◆ **EXERCISE PROMPT**
Determine how many lines include the word "index", then give that number and nothing more.

◆ **DATA**
____________

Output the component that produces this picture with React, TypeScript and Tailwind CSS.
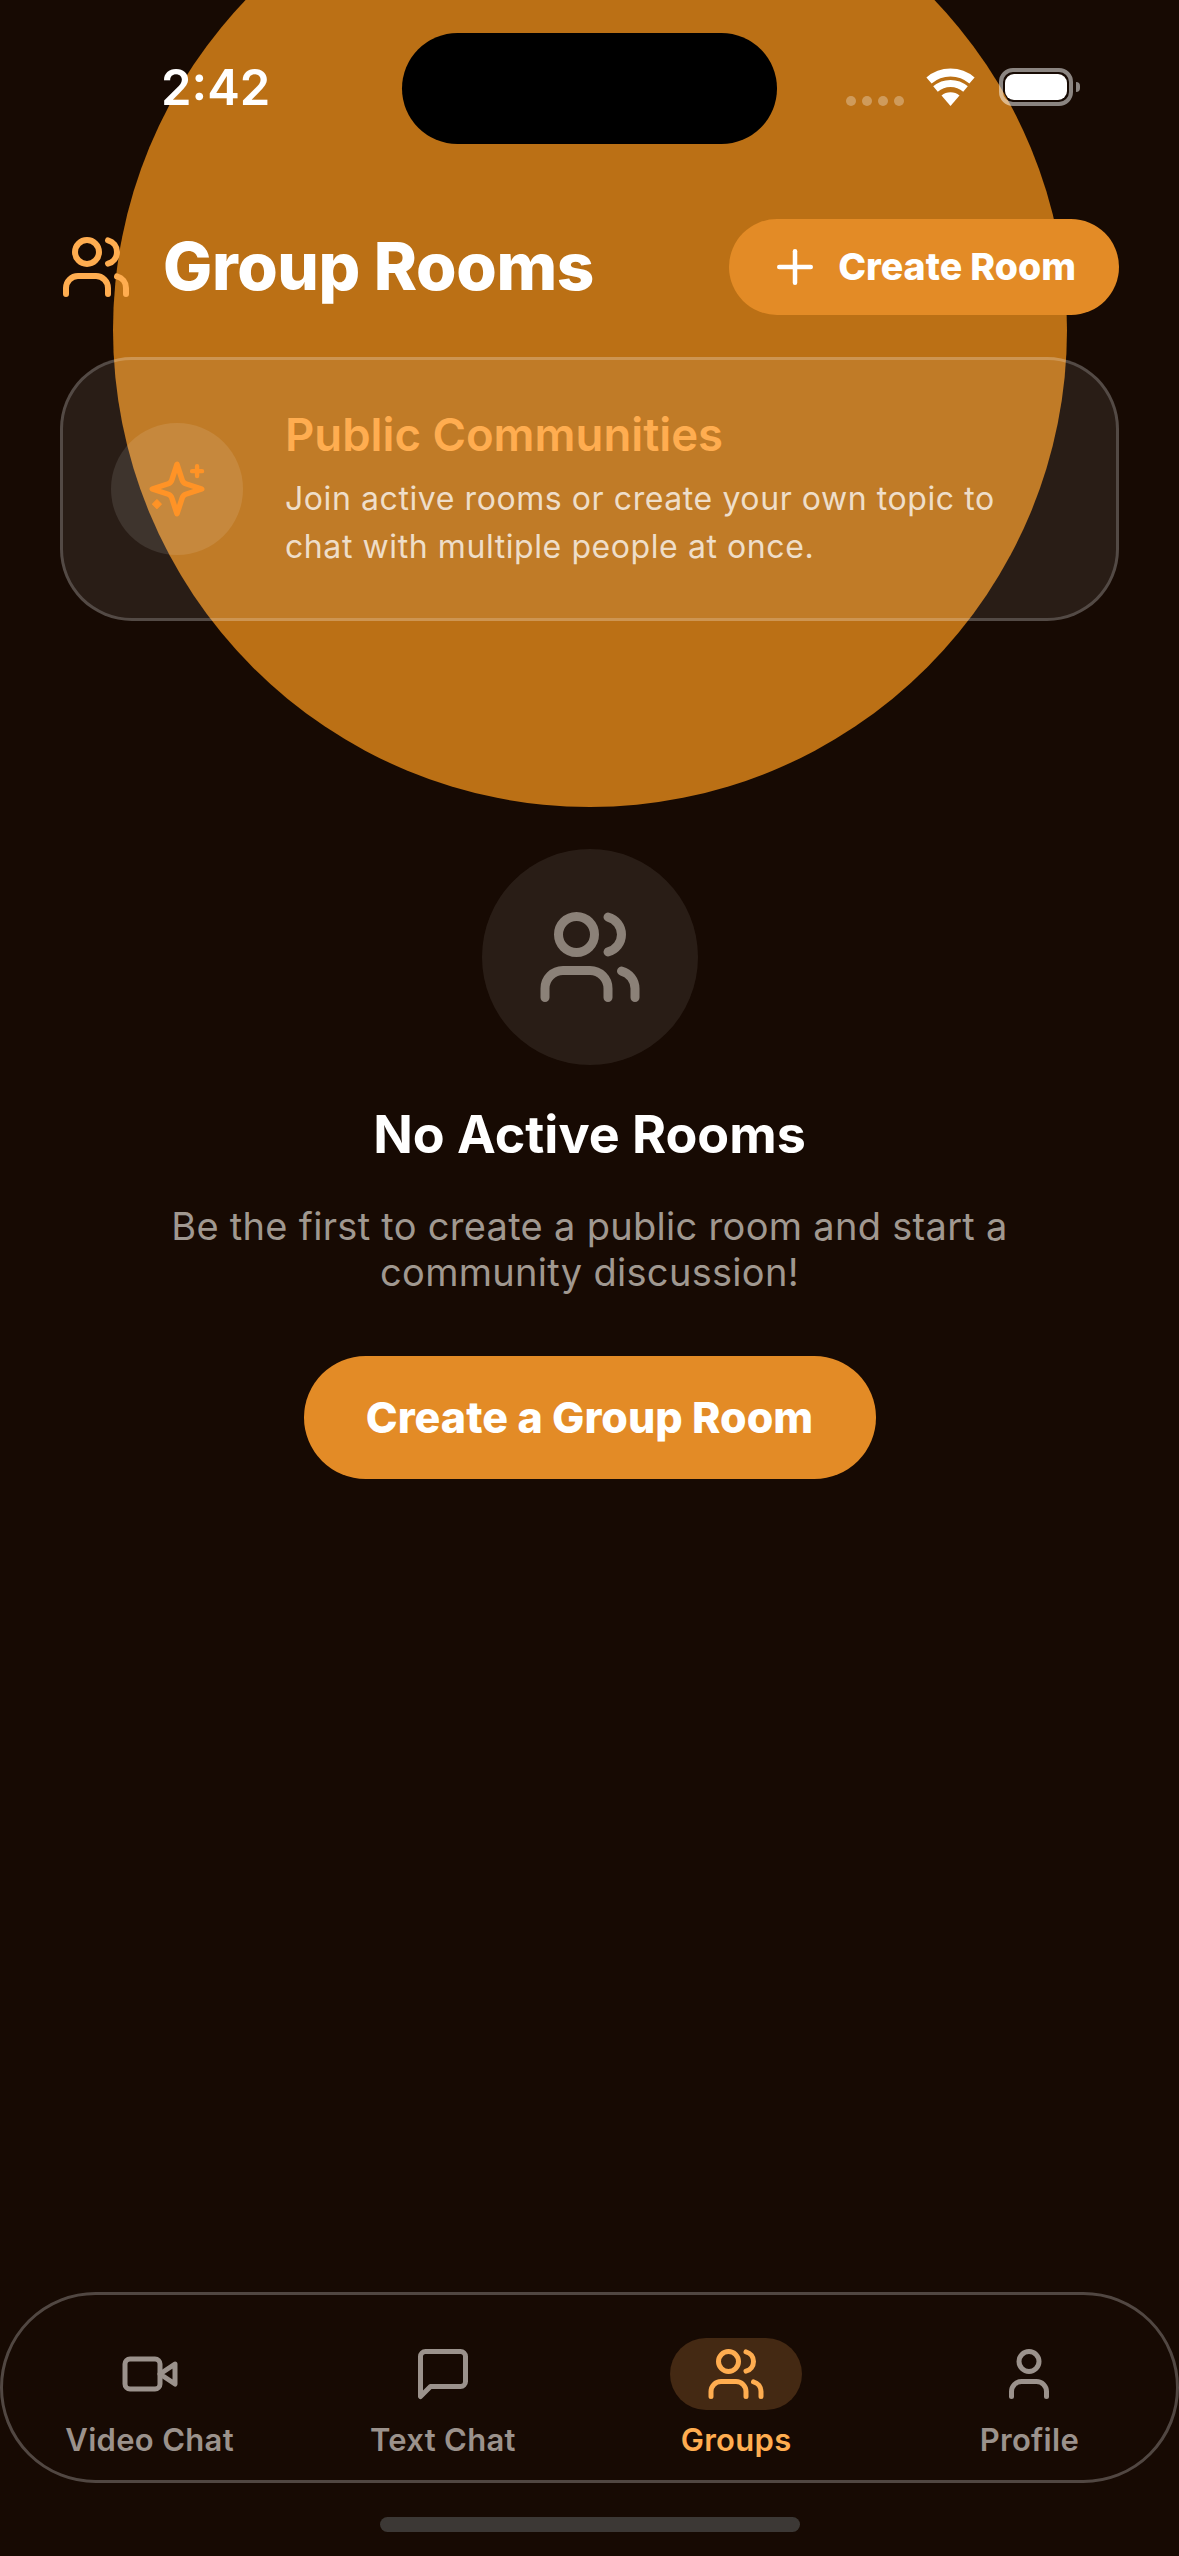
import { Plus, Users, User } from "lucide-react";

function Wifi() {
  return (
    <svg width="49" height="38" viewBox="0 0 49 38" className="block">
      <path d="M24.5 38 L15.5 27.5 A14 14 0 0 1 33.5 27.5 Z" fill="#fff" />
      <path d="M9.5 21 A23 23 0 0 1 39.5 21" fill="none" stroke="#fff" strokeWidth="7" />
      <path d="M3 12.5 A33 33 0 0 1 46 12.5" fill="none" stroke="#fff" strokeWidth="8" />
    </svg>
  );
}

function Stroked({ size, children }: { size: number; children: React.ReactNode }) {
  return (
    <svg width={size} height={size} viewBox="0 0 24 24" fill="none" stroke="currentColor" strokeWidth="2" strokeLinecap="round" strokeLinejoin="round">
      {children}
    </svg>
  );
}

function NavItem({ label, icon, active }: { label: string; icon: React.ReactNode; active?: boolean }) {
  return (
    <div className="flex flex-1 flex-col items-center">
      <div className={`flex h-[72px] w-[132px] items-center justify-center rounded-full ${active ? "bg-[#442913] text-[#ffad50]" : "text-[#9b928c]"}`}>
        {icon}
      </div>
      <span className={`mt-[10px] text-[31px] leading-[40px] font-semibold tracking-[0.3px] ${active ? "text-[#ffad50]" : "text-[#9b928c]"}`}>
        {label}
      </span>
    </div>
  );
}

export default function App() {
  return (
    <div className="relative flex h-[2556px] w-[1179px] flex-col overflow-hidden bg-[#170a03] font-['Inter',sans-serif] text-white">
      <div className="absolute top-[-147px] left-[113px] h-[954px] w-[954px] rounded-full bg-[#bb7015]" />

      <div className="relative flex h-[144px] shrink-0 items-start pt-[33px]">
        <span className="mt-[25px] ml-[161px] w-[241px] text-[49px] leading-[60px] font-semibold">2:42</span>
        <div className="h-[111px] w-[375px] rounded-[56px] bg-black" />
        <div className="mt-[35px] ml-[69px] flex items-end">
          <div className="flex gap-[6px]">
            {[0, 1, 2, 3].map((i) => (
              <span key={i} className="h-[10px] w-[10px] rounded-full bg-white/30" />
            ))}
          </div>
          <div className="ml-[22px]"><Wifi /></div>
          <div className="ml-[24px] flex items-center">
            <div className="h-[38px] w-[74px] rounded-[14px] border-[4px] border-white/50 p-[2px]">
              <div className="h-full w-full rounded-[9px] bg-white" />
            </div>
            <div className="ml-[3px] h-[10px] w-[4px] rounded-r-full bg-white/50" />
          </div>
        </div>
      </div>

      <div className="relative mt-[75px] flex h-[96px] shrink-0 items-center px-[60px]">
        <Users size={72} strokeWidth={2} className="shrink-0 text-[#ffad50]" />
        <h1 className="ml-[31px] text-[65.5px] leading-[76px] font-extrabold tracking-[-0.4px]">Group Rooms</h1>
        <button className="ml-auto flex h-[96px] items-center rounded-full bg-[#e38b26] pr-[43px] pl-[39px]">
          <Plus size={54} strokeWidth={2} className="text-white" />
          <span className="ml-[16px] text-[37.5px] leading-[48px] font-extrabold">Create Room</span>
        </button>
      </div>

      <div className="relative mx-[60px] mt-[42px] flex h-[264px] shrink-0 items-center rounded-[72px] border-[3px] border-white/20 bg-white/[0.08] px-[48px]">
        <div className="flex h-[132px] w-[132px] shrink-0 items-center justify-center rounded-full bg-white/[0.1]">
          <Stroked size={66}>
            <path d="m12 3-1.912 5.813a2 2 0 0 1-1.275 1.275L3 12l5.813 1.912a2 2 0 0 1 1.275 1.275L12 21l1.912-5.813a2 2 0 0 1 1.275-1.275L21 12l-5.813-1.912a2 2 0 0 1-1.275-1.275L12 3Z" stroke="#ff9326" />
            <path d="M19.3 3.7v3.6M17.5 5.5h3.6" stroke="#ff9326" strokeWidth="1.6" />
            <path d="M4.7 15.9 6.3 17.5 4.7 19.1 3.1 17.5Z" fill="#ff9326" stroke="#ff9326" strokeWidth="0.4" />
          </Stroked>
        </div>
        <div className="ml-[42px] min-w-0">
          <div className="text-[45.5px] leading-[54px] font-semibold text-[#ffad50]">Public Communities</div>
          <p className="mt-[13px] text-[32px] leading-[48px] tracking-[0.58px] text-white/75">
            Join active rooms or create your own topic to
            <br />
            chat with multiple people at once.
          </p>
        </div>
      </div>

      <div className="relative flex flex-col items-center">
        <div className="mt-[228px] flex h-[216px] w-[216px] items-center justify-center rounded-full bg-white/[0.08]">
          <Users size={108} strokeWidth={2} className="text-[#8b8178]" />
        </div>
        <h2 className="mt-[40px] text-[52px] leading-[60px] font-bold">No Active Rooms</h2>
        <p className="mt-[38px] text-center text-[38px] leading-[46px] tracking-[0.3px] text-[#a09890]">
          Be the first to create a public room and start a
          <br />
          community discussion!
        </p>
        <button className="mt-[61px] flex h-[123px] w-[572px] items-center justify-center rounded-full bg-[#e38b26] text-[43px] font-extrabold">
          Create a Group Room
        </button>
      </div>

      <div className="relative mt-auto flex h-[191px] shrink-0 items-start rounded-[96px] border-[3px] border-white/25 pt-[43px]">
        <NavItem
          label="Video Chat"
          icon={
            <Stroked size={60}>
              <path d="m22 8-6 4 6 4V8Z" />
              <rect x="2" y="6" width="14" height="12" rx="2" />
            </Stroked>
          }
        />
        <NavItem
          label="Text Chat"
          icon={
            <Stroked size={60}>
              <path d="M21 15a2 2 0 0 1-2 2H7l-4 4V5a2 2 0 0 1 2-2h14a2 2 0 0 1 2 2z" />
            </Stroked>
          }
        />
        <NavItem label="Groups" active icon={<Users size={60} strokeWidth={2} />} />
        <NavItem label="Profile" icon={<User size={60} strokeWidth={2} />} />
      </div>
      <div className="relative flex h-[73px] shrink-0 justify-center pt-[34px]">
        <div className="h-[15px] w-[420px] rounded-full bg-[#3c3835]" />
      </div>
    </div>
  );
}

____________

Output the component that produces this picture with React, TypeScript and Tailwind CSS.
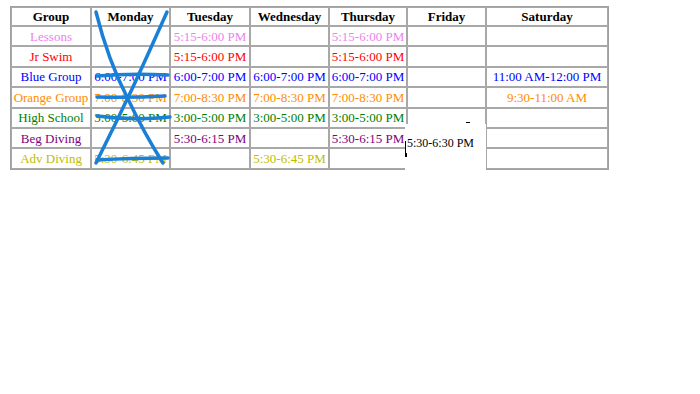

____________

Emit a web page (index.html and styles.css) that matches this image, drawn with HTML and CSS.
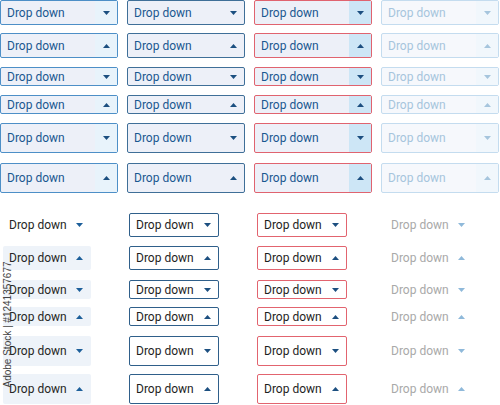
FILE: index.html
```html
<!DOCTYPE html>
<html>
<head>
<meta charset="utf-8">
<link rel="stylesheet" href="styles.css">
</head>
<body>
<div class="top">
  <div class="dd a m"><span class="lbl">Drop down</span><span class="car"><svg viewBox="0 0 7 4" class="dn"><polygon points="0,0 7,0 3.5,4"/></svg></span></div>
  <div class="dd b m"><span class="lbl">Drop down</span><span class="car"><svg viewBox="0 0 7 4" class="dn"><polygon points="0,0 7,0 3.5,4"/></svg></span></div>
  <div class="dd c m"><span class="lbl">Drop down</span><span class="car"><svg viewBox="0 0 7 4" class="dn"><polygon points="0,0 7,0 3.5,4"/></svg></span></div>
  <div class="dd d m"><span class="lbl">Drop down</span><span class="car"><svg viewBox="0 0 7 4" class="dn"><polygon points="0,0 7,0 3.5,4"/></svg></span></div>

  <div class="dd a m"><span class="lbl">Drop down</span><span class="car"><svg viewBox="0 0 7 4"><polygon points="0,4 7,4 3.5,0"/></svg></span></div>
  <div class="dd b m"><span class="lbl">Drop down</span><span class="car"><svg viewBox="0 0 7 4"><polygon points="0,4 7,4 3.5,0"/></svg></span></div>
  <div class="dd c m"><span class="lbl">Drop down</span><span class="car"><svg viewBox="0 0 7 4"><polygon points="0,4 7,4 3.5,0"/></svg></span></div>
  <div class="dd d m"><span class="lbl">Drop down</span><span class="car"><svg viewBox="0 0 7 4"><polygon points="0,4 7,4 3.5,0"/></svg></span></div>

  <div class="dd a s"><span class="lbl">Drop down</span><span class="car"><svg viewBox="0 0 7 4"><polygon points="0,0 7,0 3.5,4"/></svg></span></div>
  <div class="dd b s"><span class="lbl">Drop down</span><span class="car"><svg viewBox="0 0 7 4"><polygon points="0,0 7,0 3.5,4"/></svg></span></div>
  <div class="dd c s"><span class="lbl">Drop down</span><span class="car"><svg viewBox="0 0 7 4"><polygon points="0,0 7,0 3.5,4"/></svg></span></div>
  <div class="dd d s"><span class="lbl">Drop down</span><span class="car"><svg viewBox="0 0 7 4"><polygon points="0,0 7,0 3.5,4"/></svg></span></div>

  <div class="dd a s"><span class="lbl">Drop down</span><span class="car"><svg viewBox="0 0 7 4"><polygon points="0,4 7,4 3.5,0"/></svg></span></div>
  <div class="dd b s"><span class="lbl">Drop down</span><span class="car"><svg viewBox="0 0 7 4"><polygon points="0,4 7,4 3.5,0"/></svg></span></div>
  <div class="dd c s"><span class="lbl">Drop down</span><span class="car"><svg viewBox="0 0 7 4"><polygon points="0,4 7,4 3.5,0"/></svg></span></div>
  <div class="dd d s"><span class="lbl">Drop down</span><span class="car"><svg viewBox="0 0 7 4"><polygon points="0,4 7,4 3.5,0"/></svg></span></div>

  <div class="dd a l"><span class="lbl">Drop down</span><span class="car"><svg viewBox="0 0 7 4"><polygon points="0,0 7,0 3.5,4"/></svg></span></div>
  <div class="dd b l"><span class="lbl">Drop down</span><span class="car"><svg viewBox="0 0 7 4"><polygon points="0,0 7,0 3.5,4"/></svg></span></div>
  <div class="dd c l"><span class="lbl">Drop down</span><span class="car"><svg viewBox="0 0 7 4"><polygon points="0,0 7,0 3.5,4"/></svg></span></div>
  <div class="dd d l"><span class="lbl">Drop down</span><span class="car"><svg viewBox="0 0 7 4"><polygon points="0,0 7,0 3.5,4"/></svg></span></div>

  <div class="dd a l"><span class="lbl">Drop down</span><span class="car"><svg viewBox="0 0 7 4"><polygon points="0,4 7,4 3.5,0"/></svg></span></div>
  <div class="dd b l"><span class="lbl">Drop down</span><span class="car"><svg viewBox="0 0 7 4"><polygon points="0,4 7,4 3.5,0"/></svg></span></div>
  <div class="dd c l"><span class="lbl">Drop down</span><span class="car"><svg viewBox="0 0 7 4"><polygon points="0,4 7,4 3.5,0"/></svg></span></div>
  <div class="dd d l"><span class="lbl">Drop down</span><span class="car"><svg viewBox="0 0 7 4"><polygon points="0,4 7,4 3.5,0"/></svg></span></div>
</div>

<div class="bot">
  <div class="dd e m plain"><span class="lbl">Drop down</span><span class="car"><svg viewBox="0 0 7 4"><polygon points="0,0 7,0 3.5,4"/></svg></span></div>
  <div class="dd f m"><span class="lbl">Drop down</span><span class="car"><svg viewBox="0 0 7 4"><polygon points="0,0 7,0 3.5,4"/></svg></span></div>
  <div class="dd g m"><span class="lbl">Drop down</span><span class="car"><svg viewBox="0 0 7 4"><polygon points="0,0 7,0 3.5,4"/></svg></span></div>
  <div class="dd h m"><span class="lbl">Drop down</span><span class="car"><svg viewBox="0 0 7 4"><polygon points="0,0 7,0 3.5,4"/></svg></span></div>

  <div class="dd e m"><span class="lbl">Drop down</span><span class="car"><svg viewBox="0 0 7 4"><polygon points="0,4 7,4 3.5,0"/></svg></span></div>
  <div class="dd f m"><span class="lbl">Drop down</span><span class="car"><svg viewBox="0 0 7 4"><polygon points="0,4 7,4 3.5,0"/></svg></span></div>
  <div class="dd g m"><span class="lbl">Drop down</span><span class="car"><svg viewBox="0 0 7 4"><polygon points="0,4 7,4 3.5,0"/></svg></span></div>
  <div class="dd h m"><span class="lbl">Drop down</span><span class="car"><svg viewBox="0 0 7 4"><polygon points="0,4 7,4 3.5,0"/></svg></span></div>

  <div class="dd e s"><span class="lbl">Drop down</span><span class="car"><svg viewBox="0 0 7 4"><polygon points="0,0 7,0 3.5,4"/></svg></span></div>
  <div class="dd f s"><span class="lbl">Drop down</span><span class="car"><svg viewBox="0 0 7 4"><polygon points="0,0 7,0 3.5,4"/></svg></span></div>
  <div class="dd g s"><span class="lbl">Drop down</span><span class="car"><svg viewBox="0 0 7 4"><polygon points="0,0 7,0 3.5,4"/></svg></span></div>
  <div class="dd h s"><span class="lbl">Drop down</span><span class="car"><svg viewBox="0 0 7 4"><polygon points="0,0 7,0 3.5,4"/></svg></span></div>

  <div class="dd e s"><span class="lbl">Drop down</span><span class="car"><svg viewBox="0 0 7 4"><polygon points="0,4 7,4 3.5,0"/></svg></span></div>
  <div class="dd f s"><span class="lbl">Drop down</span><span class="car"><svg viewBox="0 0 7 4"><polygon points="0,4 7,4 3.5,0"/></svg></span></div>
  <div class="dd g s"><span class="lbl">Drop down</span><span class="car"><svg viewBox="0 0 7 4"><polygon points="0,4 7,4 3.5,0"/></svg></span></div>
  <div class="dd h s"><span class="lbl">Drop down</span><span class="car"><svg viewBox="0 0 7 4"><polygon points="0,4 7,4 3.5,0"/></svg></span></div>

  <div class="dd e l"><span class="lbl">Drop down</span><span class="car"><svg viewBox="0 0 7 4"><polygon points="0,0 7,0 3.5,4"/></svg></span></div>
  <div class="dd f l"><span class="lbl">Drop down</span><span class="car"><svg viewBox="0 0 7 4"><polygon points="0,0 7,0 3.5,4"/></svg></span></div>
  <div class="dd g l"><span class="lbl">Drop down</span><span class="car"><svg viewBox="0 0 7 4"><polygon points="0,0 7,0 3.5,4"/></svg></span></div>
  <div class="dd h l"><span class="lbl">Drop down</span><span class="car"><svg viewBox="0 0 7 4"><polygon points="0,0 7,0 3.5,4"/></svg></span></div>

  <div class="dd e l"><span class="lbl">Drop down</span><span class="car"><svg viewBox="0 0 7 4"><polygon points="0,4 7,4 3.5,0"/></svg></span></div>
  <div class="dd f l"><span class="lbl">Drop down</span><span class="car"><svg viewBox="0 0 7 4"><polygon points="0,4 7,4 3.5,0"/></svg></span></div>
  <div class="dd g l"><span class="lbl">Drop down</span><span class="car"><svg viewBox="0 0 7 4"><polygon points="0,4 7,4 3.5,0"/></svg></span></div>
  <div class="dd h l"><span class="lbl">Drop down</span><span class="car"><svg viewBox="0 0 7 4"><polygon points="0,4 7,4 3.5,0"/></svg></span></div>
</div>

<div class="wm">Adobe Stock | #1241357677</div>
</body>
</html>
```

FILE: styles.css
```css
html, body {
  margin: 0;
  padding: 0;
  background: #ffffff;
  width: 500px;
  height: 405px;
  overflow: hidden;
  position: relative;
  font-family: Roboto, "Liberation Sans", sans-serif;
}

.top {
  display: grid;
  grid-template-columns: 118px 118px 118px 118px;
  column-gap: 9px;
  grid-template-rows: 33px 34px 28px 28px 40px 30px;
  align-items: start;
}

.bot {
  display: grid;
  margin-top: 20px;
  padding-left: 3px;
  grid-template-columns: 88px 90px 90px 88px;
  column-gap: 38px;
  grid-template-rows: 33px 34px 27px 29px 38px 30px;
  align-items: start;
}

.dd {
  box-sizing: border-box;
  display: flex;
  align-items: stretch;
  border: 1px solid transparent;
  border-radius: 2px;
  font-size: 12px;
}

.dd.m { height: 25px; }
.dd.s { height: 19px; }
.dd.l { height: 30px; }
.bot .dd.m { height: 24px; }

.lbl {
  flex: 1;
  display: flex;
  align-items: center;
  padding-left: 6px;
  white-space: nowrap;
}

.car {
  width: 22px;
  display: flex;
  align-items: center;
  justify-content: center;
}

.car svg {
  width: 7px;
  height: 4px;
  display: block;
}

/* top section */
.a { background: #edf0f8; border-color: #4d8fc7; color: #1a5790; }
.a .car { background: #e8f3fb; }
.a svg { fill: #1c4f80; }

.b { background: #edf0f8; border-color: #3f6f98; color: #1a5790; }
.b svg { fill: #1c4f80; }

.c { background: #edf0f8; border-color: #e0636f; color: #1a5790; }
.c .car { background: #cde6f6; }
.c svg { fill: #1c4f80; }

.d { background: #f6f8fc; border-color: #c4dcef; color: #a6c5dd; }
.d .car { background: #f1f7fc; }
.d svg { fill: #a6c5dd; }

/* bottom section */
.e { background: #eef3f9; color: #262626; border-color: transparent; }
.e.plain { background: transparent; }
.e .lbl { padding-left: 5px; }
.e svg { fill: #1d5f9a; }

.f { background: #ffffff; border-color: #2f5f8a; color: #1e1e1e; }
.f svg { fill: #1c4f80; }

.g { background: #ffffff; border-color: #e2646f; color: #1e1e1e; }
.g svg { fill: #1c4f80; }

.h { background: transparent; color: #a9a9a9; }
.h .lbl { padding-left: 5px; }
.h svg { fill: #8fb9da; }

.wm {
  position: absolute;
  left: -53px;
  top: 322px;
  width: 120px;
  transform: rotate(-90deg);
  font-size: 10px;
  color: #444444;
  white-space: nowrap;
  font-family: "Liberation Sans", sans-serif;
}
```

____________

◆ **FULL RESPONSE**
2